With the Lake Placid event, however, there’s an opportunity to test themselves amongst some of the best U25 skiers in the world, in a FISU sport that has continuously paved the way to the Olympics and World Cup.
Florian Wilmmsman of Germany, who captured bronze at the last FISU Games, now has seven World Cup podiums and two victories. Meanwhile, Russia’s Ekaterina Maltseva podiumed twice at the FISU Games and made her Olympic debut at Beijing 2022. The Russian team is barred at Lake Placid 2023 due to their continued attacks on Ukraine.
“I don’t think I would be able to be pursuing my degree and ski cross at the same time if it weren’t for the University of Calgary and Evolve,” Lang told 49 Sports. “With the help of the Dinos, they’re able to help us communicate and make accommodations for us and it just wouldn’t be possible without a structured team.”
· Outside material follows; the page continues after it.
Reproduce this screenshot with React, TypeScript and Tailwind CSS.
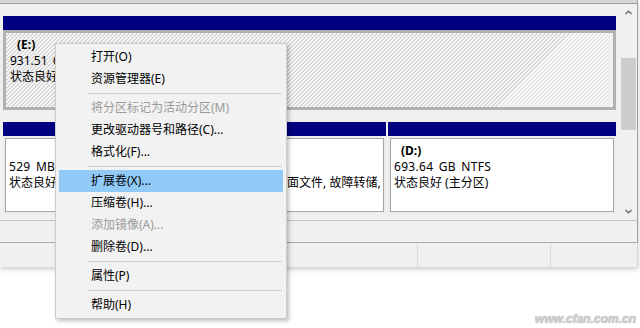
import React from "react";

type Item = { t: string; d?: boolean; h?: boolean } | "sep";

const items: Item[] = [
  { t: "打开(O)" },
  { t: "资源管理器(E)" },
  "sep",
  { t: "将分区标记为活动分区(M)", d: true },
  { t: "更改驱动器号和路径(C)..." },
  { t: "格式化(F)..." },
  "sep",
  { t: "扩展卷(X)...", h: true },
  { t: "压缩卷(H)..." },
  { t: "添加镜像(A)...", d: true },
  { t: "删除卷(D)..." },
  "sep",
  { t: "属性(P)" },
  "sep",
  { t: "帮助(H)" },
];

function Chevron({ up }: { up?: boolean }) {
  return (
    <svg width="7" height="5" viewBox="0 0 7 5">
      <polyline
        points={up ? "0.5,4 3.5,1 6.5,4" : "0.5,1 3.5,4 6.5,1"}
        fill="none"
        stroke="#606060"
        strokeWidth="1.2"
      />
    </svg>
  );
}

function Partition({
  w,
  lines,
}: {
  w: string;
  lines: { label?: string; l2: string; l3: string };
}) {
  return (
    <div className={`${w} flex flex-col`}>
      <div className="h-[14px] bg-[#000080]" />
      <div className="h-[78px] p-[2px] bg-[#ececec]">
        <div className="h-full border border-[#a6a6a6] bg-white pt-[4px] pl-[3px] overflow-hidden whitespace-nowrap text-[12px] leading-[16px] text-black">
          <div className="h-[16px] pl-[7px] font-bold">{lines.label ?? ""}</div>
          <div className="tracking-[0.3px] [word-spacing:2px]">{lines.l2}</div>
          <div>{lines.l3}</div>
        </div>
      </div>
    </div>
  );
}

export default function App() {
  return (
    <div className="relative w-[640px] h-[328px] overflow-hidden bg-white font-['Noto_Sans','Noto_Sans_CJK_SC',sans-serif]">
      <div className="w-[638px] h-[267px] bg-[#f0f0f0] flex flex-col shadow-[0_2px_5px_rgba(0,0,0,0.22)]">
        {/* top strip */}
        <div className="h-[4px] bg-[#d6d6d6] border-b border-r border-[#a0a0a0]" />
        {/* main disk area */}
        <div className="h-[216px] flex border-r border-[#a0a0a0]">
          <div className="w-[620px] pl-[3px] pt-[12px] flex flex-col">
            {/* Row E */}
            <div className="w-[613px] h-[14px] bg-[#000080]" />
            <div className="w-[613px] h-[80px] border-[3px] border-[#b1b1b1] bg-[repeating-linear-gradient(135deg,#f8f8f8_0px,#f8f8f8_1.9px,#d9d9d9_1.9px,#d9d9d9_2.83px)] pt-[4px] pl-[4px] text-[12px] leading-[16px] text-black whitespace-nowrap">
              <div className="pl-[7px] font-bold">(E:)</div>
              <div className="[word-spacing:2px]">931.51 GB NTFS</div>
              <div>状态良好 (主分区)</div>
            </div>
            {/* Row 2 */}
            <div className="mt-[12px] flex gap-[2px] w-[613px]">
              <Partition w="w-[179px]" lines={{ l2: "529 MB", l3: "状态良好 (恢复分区)" }} />
              <Partition
                w="w-[202px]"
                lines={{
                  label: "(C:)",
                  l2: "237.91 GB NTFS",
                  l3: "状态良好 (启动, 页面文件, 故障转储, 主分区)",
                }}
              />
              <Partition
                w="w-[228px]"
                lines={{ label: "(D:)", l2: "693.64 GB NTFS", l3: "状态良好 (主分区)" }}
              />
            </div>
          </div>
          {/* scrollbar */}
          <div className="w-[17px] flex flex-col">
            <div className="h-[17px] flex items-center justify-center">
              <Chevron up />
            </div>
            <div className="mt-[37px] mx-[1px] h-[72px] bg-[#cdcdcd]" />
            <div className="flex-1" />
            <div className="h-[17px] flex items-center justify-center">
              <Chevron />
            </div>
          </div>
        </div>
        {/* legend band */}
        <div className="h-[23px] border-t border-b border-r border-t-[#c4c4c4] border-b-[#a9a9a9] border-r-[#a0a0a0]" />
        {/* status bar */}
        <div className="h-[24px] flex border-r border-[#d8d8d8]">
          <div className="w-[418px] border-r border-[#dcdcdc]" />
          <div className="w-[133px] border-r border-[#dcdcdc]" />
          <div className="flex-1" />
        </div>
      </div>

      {/* context menu */}
      <div className="absolute left-[55px] top-[43px] w-[232px] border border-[#cccccc] bg-[#f2f2f2] px-[3px] py-[2px] shadow-[2px_2px_4px_rgba(0,0,0,0.25)] text-[12px]">
        {items.map((it, i) =>
          it === "sep" ? (
            <div key={i} className="h-[7px] flex items-center pl-[29px] pr-[1px]">
              <div className="h-px w-full bg-[#d2d2d2]" />
            </div>
          ) : (
            <div
              key={i}
              className={`h-[22px] leading-[22px] pl-[32px] whitespace-nowrap ${
                it.h ? "bg-[#91c9f7]" : ""
              } ${it.d ? "text-[#9a9a9a]" : "text-black"}`}
            >
              {it.t}
            </div>
          )
        )}
      </div>

      {/* watermark */}
      <div className="absolute right-[4px] top-[310px] text-[12px] italic font-bold text-[#d2d2d2] [text-shadow:0_0_1px_#8f8f8f] font-['Liberation_Sans',sans-serif]">
        www.cfan.com.cn
      </div>
    </div>
  );
}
With the cohesion of the Dinos and Evolve athletes, the academic group’s combined focus on skiing and academics will allow them to keep up with their studies while in Lake Placid; however, the Games offer a new chapter for Lang and Vincett, both of whom have taken on significant events in the past.
Vincett has skied on the World Cup, as well as World Junior Championships, while Lang finished 18th at the 2020 Youth Olympic Games. With international experience, they’re going into Lake Placid with Dinos and Canadian pride, but also medal hopes. Jack Morrow also competed in the 2020 Youth Olympics.
“I’m hoping it will be pretty similar to the Youth Olympics, you’ve got a lot of the same characteristics, so I’m excited and ready for that,” Lang said. “It’s super important to look at it not as one of these big events because I’ve let nerves get to me in the past, but with a bit of experience in these international events, it’ll be a lot better from the get-go.”